### Task directions:
Your reply should be a single number: how many lines contain the string "this".

-.-.-

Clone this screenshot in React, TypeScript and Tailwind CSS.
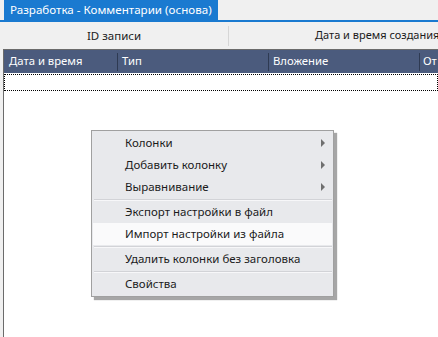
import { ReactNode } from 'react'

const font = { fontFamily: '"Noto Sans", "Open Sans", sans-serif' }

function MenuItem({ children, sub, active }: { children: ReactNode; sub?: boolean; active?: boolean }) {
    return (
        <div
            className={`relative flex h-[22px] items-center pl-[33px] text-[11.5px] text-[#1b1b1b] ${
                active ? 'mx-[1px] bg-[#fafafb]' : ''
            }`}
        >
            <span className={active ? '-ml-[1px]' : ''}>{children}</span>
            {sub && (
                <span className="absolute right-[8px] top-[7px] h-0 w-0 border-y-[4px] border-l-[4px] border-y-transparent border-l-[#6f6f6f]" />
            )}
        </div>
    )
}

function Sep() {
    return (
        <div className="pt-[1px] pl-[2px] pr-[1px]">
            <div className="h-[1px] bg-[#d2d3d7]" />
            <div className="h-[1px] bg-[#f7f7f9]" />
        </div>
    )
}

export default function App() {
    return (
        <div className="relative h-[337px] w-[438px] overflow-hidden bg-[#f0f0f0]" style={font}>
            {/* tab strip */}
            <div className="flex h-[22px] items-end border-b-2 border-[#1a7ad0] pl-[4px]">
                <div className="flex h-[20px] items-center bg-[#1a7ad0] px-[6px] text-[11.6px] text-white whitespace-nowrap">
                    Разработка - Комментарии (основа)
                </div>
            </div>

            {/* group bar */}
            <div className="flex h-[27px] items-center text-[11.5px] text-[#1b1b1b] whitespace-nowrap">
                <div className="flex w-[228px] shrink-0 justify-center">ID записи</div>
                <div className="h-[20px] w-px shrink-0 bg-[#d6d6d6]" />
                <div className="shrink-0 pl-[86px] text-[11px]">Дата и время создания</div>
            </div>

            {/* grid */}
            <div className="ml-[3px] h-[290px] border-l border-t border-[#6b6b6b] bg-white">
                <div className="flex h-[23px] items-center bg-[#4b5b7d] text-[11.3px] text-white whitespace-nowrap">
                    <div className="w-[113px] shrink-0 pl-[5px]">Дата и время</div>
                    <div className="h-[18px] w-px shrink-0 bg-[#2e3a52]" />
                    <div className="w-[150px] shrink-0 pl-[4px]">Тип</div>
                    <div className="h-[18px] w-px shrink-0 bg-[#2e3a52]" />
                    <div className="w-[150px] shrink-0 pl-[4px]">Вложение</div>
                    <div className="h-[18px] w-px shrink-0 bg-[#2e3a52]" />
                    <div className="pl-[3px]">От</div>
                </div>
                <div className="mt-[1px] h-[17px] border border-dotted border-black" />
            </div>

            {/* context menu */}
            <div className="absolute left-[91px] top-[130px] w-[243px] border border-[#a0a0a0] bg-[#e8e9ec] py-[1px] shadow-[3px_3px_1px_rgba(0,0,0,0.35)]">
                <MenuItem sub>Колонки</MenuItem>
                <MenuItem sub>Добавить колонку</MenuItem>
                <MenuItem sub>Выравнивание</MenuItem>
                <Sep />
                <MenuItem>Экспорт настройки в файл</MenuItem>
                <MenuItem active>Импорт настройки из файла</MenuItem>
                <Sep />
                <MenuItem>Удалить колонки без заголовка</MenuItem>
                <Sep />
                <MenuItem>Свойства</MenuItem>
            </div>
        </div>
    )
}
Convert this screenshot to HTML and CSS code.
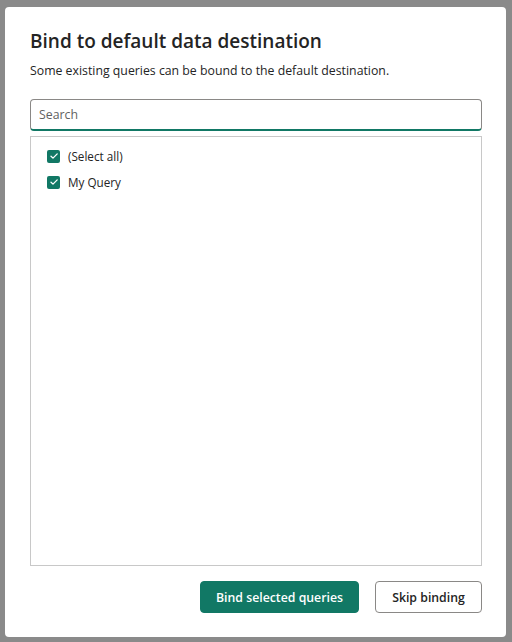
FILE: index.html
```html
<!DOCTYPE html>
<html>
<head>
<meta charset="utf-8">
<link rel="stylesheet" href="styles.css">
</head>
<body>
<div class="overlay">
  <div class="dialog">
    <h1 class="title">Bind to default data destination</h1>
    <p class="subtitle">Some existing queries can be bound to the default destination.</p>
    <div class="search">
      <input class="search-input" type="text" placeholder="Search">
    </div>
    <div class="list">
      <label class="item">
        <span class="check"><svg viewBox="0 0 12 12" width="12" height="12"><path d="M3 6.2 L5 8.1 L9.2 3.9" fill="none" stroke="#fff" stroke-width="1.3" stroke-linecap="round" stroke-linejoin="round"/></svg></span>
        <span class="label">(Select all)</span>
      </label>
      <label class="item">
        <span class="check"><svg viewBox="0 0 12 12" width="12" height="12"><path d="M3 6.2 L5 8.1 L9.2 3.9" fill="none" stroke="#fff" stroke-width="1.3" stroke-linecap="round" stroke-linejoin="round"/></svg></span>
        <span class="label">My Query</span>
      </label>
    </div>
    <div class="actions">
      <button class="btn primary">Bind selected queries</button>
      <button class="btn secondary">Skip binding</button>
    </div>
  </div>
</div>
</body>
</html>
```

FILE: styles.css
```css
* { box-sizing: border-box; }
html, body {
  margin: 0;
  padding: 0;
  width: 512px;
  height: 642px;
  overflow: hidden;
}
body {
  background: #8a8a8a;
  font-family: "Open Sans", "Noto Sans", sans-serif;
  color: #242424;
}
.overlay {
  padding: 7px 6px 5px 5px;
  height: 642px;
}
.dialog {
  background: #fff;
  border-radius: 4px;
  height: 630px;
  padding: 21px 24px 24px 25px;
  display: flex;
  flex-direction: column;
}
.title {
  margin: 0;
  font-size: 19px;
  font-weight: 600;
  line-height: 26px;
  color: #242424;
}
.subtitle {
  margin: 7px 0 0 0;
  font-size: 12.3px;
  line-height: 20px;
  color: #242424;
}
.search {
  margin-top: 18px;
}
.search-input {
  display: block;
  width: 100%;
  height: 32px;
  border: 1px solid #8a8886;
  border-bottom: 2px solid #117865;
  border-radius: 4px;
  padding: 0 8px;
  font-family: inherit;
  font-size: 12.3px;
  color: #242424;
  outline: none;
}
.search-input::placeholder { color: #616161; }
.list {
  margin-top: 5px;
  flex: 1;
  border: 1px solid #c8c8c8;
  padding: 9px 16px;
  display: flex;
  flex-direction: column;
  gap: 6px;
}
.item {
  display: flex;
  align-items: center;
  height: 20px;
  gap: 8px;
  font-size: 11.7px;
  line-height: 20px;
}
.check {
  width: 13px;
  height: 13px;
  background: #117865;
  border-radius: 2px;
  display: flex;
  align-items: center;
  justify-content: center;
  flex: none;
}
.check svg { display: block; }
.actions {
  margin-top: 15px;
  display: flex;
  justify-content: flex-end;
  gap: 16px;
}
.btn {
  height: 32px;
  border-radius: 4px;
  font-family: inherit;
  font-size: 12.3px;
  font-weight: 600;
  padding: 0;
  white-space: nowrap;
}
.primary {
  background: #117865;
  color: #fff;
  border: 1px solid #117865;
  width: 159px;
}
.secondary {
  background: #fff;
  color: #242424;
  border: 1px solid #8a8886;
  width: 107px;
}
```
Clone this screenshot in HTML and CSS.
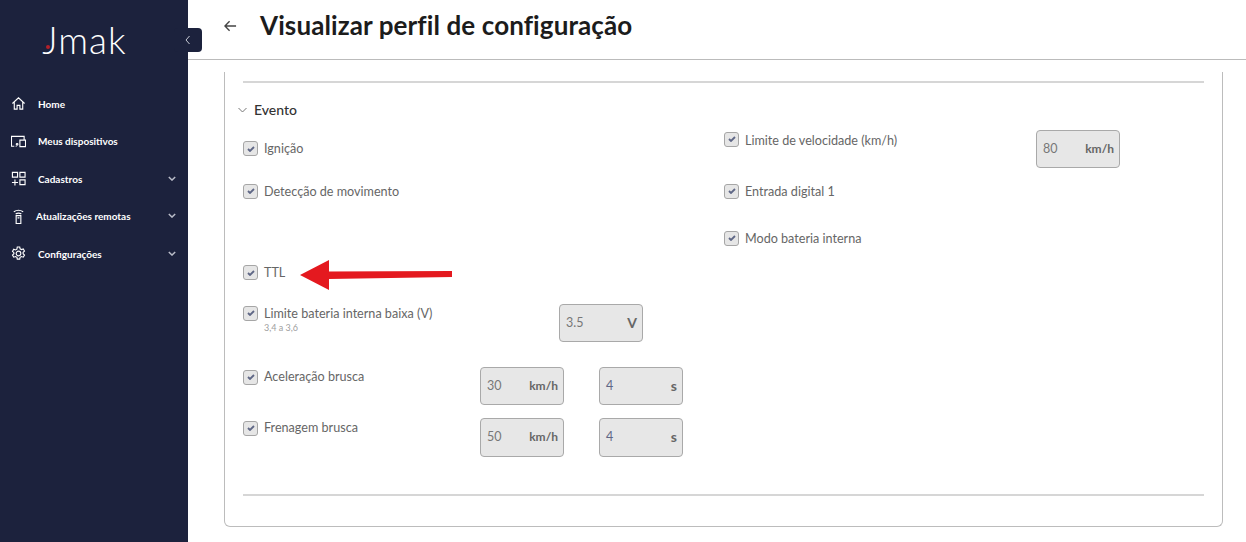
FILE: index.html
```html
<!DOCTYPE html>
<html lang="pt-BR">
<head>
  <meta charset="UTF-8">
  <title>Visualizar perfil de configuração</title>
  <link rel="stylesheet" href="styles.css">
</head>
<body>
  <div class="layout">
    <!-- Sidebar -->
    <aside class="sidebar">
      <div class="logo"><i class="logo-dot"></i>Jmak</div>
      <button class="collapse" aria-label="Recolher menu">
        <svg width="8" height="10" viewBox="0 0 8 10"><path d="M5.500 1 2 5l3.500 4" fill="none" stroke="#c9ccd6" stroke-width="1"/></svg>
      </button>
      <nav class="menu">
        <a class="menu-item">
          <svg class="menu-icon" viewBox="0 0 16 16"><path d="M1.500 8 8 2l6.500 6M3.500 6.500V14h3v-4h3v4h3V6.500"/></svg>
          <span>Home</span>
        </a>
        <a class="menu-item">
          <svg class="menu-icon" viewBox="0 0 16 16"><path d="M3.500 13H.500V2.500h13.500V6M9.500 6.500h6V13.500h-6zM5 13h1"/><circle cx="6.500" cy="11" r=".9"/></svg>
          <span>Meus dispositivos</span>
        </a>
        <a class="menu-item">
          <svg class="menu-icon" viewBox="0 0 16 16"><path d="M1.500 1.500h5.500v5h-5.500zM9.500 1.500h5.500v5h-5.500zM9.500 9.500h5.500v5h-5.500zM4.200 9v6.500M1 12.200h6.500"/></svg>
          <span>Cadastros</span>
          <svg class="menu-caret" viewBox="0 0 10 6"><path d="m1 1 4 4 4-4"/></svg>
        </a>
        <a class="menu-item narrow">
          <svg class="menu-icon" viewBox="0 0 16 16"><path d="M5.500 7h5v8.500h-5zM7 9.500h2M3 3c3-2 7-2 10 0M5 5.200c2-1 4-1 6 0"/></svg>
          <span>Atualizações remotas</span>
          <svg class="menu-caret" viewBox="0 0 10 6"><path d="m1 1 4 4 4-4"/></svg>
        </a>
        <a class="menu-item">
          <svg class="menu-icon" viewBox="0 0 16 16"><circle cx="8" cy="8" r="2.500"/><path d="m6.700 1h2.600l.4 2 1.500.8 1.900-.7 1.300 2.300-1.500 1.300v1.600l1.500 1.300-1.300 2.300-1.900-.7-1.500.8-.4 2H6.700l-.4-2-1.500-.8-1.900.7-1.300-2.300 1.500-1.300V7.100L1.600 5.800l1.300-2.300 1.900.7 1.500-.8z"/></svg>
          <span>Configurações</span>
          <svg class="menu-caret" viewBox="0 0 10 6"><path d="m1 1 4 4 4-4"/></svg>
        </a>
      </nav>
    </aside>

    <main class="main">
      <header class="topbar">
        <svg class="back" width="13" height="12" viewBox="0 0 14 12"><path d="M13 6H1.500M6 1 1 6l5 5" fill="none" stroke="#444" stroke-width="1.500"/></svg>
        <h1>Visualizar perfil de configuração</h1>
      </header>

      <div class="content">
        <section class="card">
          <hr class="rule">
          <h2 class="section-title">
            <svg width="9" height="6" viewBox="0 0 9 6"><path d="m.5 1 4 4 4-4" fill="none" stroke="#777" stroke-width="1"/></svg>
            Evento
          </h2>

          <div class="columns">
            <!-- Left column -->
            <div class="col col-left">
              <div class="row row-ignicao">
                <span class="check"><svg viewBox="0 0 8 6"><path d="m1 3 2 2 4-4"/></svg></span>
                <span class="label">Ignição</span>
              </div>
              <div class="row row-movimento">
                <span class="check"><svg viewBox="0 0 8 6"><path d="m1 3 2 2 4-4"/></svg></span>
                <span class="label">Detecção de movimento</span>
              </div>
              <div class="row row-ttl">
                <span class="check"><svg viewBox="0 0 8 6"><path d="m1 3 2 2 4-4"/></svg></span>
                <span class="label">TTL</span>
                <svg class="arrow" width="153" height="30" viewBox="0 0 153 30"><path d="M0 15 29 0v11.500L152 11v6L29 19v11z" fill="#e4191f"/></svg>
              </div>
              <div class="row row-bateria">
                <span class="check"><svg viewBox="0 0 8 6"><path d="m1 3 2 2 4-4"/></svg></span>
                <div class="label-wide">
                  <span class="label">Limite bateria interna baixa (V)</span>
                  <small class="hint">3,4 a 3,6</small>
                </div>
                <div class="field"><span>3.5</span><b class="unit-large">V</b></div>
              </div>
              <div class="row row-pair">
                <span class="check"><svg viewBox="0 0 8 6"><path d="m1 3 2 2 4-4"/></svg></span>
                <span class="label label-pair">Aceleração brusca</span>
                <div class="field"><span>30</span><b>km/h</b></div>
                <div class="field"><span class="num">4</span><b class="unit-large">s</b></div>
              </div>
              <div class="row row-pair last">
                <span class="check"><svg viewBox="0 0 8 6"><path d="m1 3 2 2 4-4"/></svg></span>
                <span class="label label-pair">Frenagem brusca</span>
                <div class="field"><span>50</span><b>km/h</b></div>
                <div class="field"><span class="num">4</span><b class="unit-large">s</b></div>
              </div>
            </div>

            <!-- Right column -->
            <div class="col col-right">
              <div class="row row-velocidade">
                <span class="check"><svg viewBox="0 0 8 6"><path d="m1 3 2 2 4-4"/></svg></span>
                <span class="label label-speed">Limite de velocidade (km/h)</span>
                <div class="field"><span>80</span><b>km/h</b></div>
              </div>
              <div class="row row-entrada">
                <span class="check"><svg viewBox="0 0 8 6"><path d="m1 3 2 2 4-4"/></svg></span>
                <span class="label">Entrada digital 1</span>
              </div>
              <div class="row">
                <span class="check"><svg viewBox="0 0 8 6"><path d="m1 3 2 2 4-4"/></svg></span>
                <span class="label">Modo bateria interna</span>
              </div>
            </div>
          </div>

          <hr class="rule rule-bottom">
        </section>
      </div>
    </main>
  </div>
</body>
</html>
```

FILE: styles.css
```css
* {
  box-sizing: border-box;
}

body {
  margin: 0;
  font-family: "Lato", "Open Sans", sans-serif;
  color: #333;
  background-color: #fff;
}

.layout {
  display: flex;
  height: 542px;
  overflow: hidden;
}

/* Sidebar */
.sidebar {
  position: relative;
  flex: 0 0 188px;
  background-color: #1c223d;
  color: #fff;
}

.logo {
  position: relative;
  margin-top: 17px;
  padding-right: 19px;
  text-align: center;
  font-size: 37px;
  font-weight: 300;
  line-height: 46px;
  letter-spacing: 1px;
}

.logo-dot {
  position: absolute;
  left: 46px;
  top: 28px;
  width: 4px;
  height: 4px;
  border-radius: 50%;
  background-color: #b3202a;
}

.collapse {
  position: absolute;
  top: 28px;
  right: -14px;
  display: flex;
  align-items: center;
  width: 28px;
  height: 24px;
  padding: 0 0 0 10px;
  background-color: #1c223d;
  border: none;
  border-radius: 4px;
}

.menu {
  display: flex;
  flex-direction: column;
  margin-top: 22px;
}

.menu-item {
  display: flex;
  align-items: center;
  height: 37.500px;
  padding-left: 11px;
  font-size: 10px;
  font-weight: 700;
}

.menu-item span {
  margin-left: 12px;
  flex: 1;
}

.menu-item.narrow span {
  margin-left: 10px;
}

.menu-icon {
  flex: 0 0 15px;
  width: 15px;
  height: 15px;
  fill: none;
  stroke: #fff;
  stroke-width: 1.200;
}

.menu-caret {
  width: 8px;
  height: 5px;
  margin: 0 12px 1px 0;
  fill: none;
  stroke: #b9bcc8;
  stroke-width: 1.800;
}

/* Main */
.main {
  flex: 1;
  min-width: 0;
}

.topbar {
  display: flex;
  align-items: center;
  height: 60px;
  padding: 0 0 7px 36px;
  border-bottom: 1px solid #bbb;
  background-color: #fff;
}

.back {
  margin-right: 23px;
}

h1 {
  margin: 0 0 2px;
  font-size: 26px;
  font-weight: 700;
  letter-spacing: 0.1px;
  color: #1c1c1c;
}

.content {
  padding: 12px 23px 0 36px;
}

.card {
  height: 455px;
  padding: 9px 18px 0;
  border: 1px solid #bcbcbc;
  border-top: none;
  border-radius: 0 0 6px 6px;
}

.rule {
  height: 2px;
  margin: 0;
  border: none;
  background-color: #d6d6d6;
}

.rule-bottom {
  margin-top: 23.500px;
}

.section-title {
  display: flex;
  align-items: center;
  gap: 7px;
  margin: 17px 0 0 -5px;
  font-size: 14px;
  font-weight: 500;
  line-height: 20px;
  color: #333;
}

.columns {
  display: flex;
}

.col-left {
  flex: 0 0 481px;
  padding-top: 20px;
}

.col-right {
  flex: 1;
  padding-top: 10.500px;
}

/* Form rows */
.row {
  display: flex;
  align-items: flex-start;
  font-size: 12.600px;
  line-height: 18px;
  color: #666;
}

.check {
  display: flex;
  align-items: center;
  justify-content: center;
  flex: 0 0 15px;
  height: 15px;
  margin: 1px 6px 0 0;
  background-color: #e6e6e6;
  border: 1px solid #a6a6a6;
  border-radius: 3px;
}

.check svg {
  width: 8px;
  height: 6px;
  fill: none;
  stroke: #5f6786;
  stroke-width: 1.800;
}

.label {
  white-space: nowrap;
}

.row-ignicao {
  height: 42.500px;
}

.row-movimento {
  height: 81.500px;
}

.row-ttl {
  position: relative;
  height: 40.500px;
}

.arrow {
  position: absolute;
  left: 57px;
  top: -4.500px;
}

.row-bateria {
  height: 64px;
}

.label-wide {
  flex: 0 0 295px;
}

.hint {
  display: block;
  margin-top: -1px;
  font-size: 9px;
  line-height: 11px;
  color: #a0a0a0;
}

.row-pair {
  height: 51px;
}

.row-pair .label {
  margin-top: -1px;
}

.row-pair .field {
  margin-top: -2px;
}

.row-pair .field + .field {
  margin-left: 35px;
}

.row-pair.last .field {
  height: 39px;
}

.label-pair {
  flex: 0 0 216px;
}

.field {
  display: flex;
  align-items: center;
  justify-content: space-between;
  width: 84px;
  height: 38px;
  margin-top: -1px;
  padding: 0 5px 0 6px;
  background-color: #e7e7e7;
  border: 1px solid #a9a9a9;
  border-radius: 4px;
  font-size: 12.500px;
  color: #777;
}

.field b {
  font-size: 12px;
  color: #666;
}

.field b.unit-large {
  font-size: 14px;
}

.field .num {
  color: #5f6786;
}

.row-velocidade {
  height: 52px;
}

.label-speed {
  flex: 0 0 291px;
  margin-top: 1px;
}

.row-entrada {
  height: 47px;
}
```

-.-.-

### Expected answer:
3